A few weeks later after scanning the horizon for the best offer the dealer drove an X5 over to my place for a test drive. I was late for the appointment and drew up behind the black powerhouse with its sparkling running boards glinting in the afternoon sunlight. Apologising to the dealer he responded by saying that it wasn’t a problem as he had been watching the television. It had a TV? The dent in the driveway where my chin landed was clear but not as obvious as my eyeballs which spun like a one-armed bandit display coming to a crunching halt of two oranges. This had to be better than sex! Trying to bash him down on the price was fruitless as this particular lemon was still salivating. And so, I became the owner of my first of five X5’s. I quickly got used to burning off white van man at the traffic lights who, more often than not, thought it was essential sport to try and get ahead of the BMW beast. After a few g-force ripples of his smooth juvenile face, once he had flicked his tongue back into place Adam asked, “Why do you do that Dad?” I smiled. “Because I can!” My motor mojo was back!
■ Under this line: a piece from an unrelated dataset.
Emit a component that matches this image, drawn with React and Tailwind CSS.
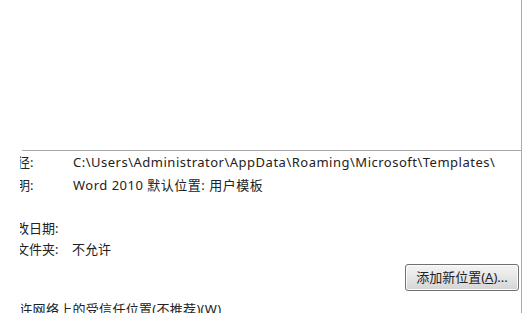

The X5 has consistently kept my love affair beating with every subsequent model becoming closer to achieving actual Star Wars Imperial Shuttle status. My latest partner in crime an X5 xDrive30d xLine reacts to my voice without the need to press a button whilst the fighter pilot technology displays the essential data directly onto the windscreen. Not to mention that I can download any music track, and the witchcraft that is automatic parking and reverse assist. My buttocks still clench although I must guard against any accentuated movements as gesture control is extremely attentive. Contrary to the popular myth, it is fitted with indicators which, if I feel the need, can mimic the colour of the changeable internal mood lighting.

My car history has reflected the changes in my life, has shaped it and at times symbolised it. More than mere transport, my choices have often been transformational. Thanks for the rides. And please forgive me CJD 116V – you will always be in my heart.